The central figure in this under-sung band is Gary Louris, a songwriter of off-handed brilliance, tossing out chestnuts that get one through the day, especially the hard stretches where hope hides in the weeds and the milk-and-honey times seem long gone. His wrangling of the imperfect tool of the English language slices down to real things, never hiding the sores and scars but also seeing the beauty right in front of us that we might otherwise miss. After more than 20 years on the job, Louris has finally gotten around to his long awaited solo debut, Vagabonds (released February 19 by Rykodisc), produced by Chris Robinson of The Black Crowes. Vagabonds is a serious grower, layered and stretched in lovely, inviting ways. From the delicious strum of acoustic guitar that blossoms into barroom piano and bouncing drums on opener “True Blue” on through the brightly meditative swoon of closer “Meandering,” the album sighs and breaths with real life punctured by poetic insight and sympathetic musicianship.

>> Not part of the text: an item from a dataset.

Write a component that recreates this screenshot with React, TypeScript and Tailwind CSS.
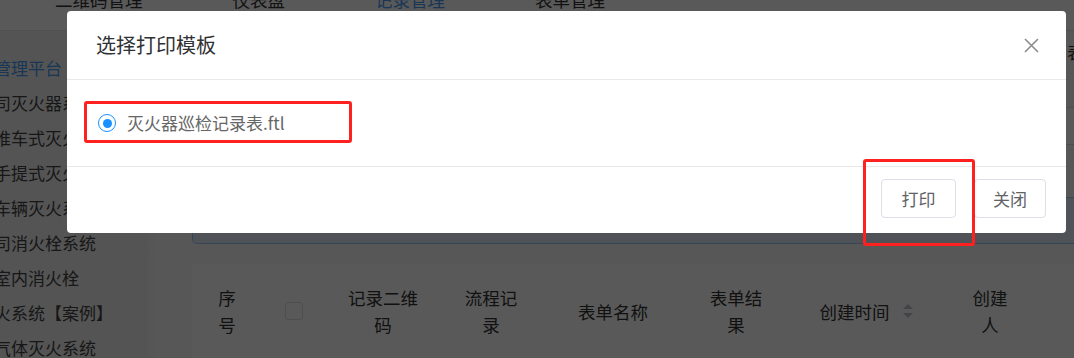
import React from 'react';

const navTabs = [
  { label: '二维码管理', active: false },
  { label: '仪表盘', active: false },
  { label: '记录管理', active: true },
  { label: '表单管理', active: false },
];

const sideItems = [
  { label: '管理平台', active: true },
  { label: '司灭火器系统', active: false },
  { label: '推车式灭火器', active: false },
  { label: '手提式灭火器', active: false },
  { label: '车辆灭火系统', active: false },
  { label: '司消火栓系统', active: false },
  { label: '室内消火栓', active: false },
  { label: '火系统【案例】', active: false },
  { label: '气体灭火系统', active: false },
];

const HeadCell: React.FC<{ w: string; inner?: string; children: React.ReactNode }> = ({ w, inner, children }) => (
  <div className={`${w} shrink-0 flex justify-center`}>
    <div className={`${inner ?? ''} text-center`}>{children}</div>
  </div>
);

const SortIcon = () => (
  <svg width="10" height="14" viewBox="0 0 10 14" className="ml-[13px]">
    <path d="M5 0 L10 5 L0 5 Z" fill="#c0c4cc" />
    <path d="M5 14 L10 9 L0 9 Z" fill="#c0c4cc" />
  </svg>
);

export default function App() {
  return (
    <div className="relative w-[1074px] h-[358px] overflow-hidden bg-white font-['Noto_Sans_CJK_SC','Noto_Sans',sans-serif] text-[#333]">
      {/* underlying page */}
      <header className="h-[31px] border-b border-[#e4e4e4] flex pl-[10px] overflow-hidden">
        {navTabs.map(t => (
          <div
            key={t.label}
            className={`px-[45px] -mt-[9px] text-[17.5px] leading-[17.5px] whitespace-nowrap ${t.active ? 'text-[#4a9cf5]' : 'text-[#333]'}`}
          >
            {t.label}
          </div>
        ))}
      </header>

      <div className="flex h-[327px]">
        <aside className="w-[148px] shrink-0 bg-[#f0f0f0] pt-[19px] overflow-hidden">
          {sideItems.map(it => (
            <div
              key={it.label}
              className={`h-[35px] leading-[35px] -ml-[6px] whitespace-nowrap text-[17px] ${it.active ? 'text-[#4a9cf5]' : 'text-[#444]'}`}
            >
              {it.label}
            </div>
          ))}
        </aside>
        <div className="w-[14px] shrink-0 bg-gradient-to-r from-[#f4f4f4] to-[#fafafa]" />

        <main className="flex-1 min-w-0 bg-[#fafafa] pl-[30px] flex flex-col">
          <div className="mt-[9px] h-[24px] flex">
            <span className="ml-[875px] text-[17.5px] leading-[24px] whitespace-nowrap">表单状态</span>
          </div>
          <div className="mt-[43px] h-[38px] flex">
            <div className="ml-[600px] w-[400px] shrink-0 h-[38px] border border-[#dcdfe6] rounded-[4px] bg-white" />
          </div>
          <div className="mt-[52px] h-[48px] border border-[#9fc9f5] rounded-l-[5px] bg-[#e2eefb] border-r-0" />
          <div className="mt-[20px] flex-1 bg-white">
            <div className="h-[94px] flex items-center text-[17.5px] leading-[27px] text-[#333]">
              <HeadCell w="w-[70px]" inner="w-[20px]">序号</HeadCell>
              <HeadCell w="w-[64px]">
                <div className="w-[18px] h-[18px] border border-[#dcdfe6] rounded-[3px] bg-white" />
              </HeadCell>
              <HeadCell w="w-[114px]" inner="w-[72px]">记录二维码</HeadCell>
              <HeadCell w="w-[102px]" inner="w-[56px]">流程记录</HeadCell>
              <HeadCell w="w-[142px]">表单名称</HeadCell>
              <HeadCell w="w-[104px]" inner="w-[56px]">表单结果</HeadCell>
              <HeadCell w="w-[156px]">
                <div className="flex items-center">
                  <span>创建时间</span>
                  <SortIcon />
                </div>
              </HeadCell>
              <HeadCell w="w-[92px]" inner="w-[40px]">创建人</HeadCell>
            </div>
          </div>
        </main>
      </div>

      {/* mask */}
      <div className="absolute inset-0 bg-black/[0.65]" />

      {/* dialog */}
      <div className="absolute left-[67px] top-[11px] w-[999px] h-[222px] bg-white rounded-[4px] flex flex-col">
        <div className="h-[69px] shrink-0 flex items-center justify-between pl-[29px] pr-[27px] border-b border-[#e8e8e8]">
          <span className="text-[20px] leading-[20px] text-[#303133]">选择打印模板</span>
          <svg width="15" height="15" viewBox="0 0 15 15">
            <path d="M1 1 L14 14 M14 1 L1 14" stroke="#8c8c8c" strokeWidth="1.6" />
          </svg>
        </div>
        <div className="h-[87px] shrink-0 flex items-center pl-[31px] border-b border-[#e8e8e8]">
          <span className="w-[18px] h-[18px] rounded-full border-[1.5px] border-[#1890ff] flex items-center justify-center">
            <span className="w-[9px] h-[9px] rounded-full bg-[#1890ff]" />
          </span>
          <span className="ml-[11px] text-[17px] leading-[20px] text-[#666]">灭火器巡检记录表.ftl</span>
        </div>
        <div className="flex-1 flex justify-end items-start pt-[12px] pr-[20px] gap-[18px]">
          <button className="w-[75px] h-[39px] border border-[#dcdfe6] rounded-[4px] bg-white text-[17px] text-[#606266]">
            打印
          </button>
          <button className="w-[72px] h-[39px] border border-[#dcdfe6] rounded-[4px] bg-white text-[17px] text-[#606266]">
            关闭
          </button>
        </div>
      </div>

      {/* annotation boxes */}
      <div className="absolute left-[84px] top-[101px] w-[268px] h-[42px] border-[3px] border-[#ff2020] rounded-[3px]" />
      <div className="absolute left-[863px] top-[159px] w-[112px] h-[87px] border-[3px] border-[#ff2020] rounded-[3px]" />
    </div>
  );
}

“It’s funny the way records go. A large portion of my body of work I thought for sure was going to make the record – including one song called ‘Baby, Let Me Take Care Of You,’ which I thought was going to be the centerpiece of the record – ended up not being on there. ‘Baby, Let Me Take Care Of You’ ended up being a b-side but certain things just muscled up to the top,” says Louris. “Even at my age, as a senior roots rockin’ statesman, I still haven’t explored the alternate tunings I want to do and things like that. There’s still so much more I want to do.”

“Looking back at it now, it seems to be a conscious decision to make something introspective and low-key and quiet but at the time I thought we were just picking the best songs we had that fit together the best. It was not intentional,” continues Louris. “The only thing that was intentional was to make a record that featured my voice in the songs. It ended up growing into a little bigger production than was originally envisioned, which was going to be a man-and-his-guitar kind of record because I’d never really done that. But, as the band played on…[laughs].”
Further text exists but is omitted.